Monday evening update – Hurricane warnings issued for parts of central Gulf Coast

Gordon continued to strengthen Monday, its peak winds rising to 60 mph. It is now forecast to intensify to a Category 1 hurricane when it makes landfall Tuesday night into Wednesday morning.

A hurricane warning stretches from the Florida/Alabama border to the Louisiana/Mississipi border. Tropical storm warnings extend to the west through the coast of central Louisiana, including New Orleans, and to the east over the western Florida panhandle.

Damaging winds, several inches of rain – which could cause areas of flooding, and storm surge are all concerns.

The storm surge, which is the rise on ocean water when the storm comes ashore, could reach several feet above normally dry land when the storm is making landfall, especially just to the east of where the center strikes.

From 10:37 a.m.

Tropical Storm Gordon formed Monday morning over the southern tip of Florida. Its forecast path takes the storm directly to the Gulf Coast of Louisiana, Mississippi and Alabama. Gordon passed over the Upper Keys in South Florida on Monday morning as it slid into the Gulf of Mexico.

At the time, peak sustained winds were 45 mph, but wind gusts were in the 50 mph-to-60 mph range. Heavy rain and gusty winds cover all of South Florida, especially in embedded rain bands. On Monday morning, Gordon was moving west-northwest at 17 mph.

Tropical storm warnings are in effect across southern Florida from Miami to Naples. Wind gusts to 60 mph are possible over the next day as the storm slides west. Several inches of rain could fall, though flooding should be limited, according to the National Weather Service.

Tropical storm warnings are also posted in Louisiana, Mississippi and Alabama, where Gordon will likely make landfall early Wednesday morning. The storm will gain strength as it crosses the Gulf of Mexico, though not enough to become a hurricane, according to the National Hurricane Center.

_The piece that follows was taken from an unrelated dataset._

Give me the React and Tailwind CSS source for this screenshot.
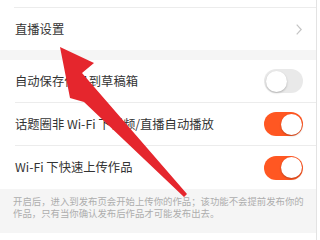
const font = { fontFamily: '"Noto Sans CJK SC", "Noto Sans", sans-serif' };

function Toggle({ on }) {
  return (
    <div
      className={`w-[39px] h-[24px] rounded-full p-[1.5px] flex ${
        on ? "bg-[#ff5722] justify-end" : "bg-[#e9e9e9] justify-start"
      }`}
    >
      <div className="w-[21px] h-[21px] rounded-full bg-white shadow-[0_1px_2px_rgba(0,0,0,0.25)]" />
    </div>
  );
}

function Row({ label, on, last }) {
  return (
    <div className={`h-[43px] flex items-center justify-between pr-[13px] ${last ? "" : "border-b border-[#ececec]"}`}>
      <span className="text-[12.3px] text-[#333]">{label}</span>
      <Toggle on={on} />
    </div>
  );
}

export default function App() {
  return (
    <div className="w-[320px] h-[240px] overflow-hidden relative bg-white" style={font}>
      <div className="w-[317px] h-full border-r border-[#e3e3e3] flex flex-col">
        {/* Live settings */}
        <div className="pl-[14px] pt-[7px]">
          <div className="h-[43px] flex items-center justify-between border-t border-[#ececec] pr-[14px]">
            <span className="text-[12.3px] text-[#333] pl-[1px]">直播设置</span>
            <svg width="6" height="11" viewBox="0 0 6 11" className="text-[#c4c4c4]">
              <polyline points="0.7,0.7 5.2,5.5 0.7,10.3" fill="none" stroke="currentColor" strokeWidth="1.2" />
            </svg>
          </div>
        </div>

        <div className="h-[10px] bg-[#f5f5f5]" />

        {/* Switches */}
        <div className="pl-[15px]">
          <Row label="自动保存作品到草稿箱" on={false} />
          <Row label="话题圈非 Wi-Fi 下视频/直播自动播放" on />
          <Row label="Wi-Fi 下快速上传作品" on last />
        </div>

        <div className="h-[44px] bg-[#f5f5f5] px-[13px] pt-[6px] text-[9.4px] leading-[12px] text-[#adadad]">
          <p className="whitespace-nowrap">开启后，进入到发布页会开始上传你的作品；该功能不会提前发布你的</p>
          <p>作品，只有当你确认发布后作品才可能发布出去。</p>
        </div>
      </div>

      {/* Annotation arrow */}
      <svg className="absolute left-0 top-0" width="320" height="240" viewBox="0 0 320 240">
        <polygon
          points="60,47 94,63 82,73 187,194 184,197 84,102 70,98"
          fill="#e5262d"
        />
      </svg>
    </div>
  );
}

Much further east, we are still keeping very close watch on Tropical Storm Florence. Florence is centered 1,700 miles east of the Leeward Islands and poses no threat to anyone for at least a week. But by the middle of next week, the outlook gets hazy, and a North America impact is not out of the question. Long-range tracks from the European model’s ensemble show a lot of spread at such a long lead time, but the possibility of it reaching the U.S. coast certainly exists. Always remember these are not real forecasts, just current model guidance.

Beyond Florence, models consistently show a string of potent tropical waves leaving Africa, so the peak of the season should be active.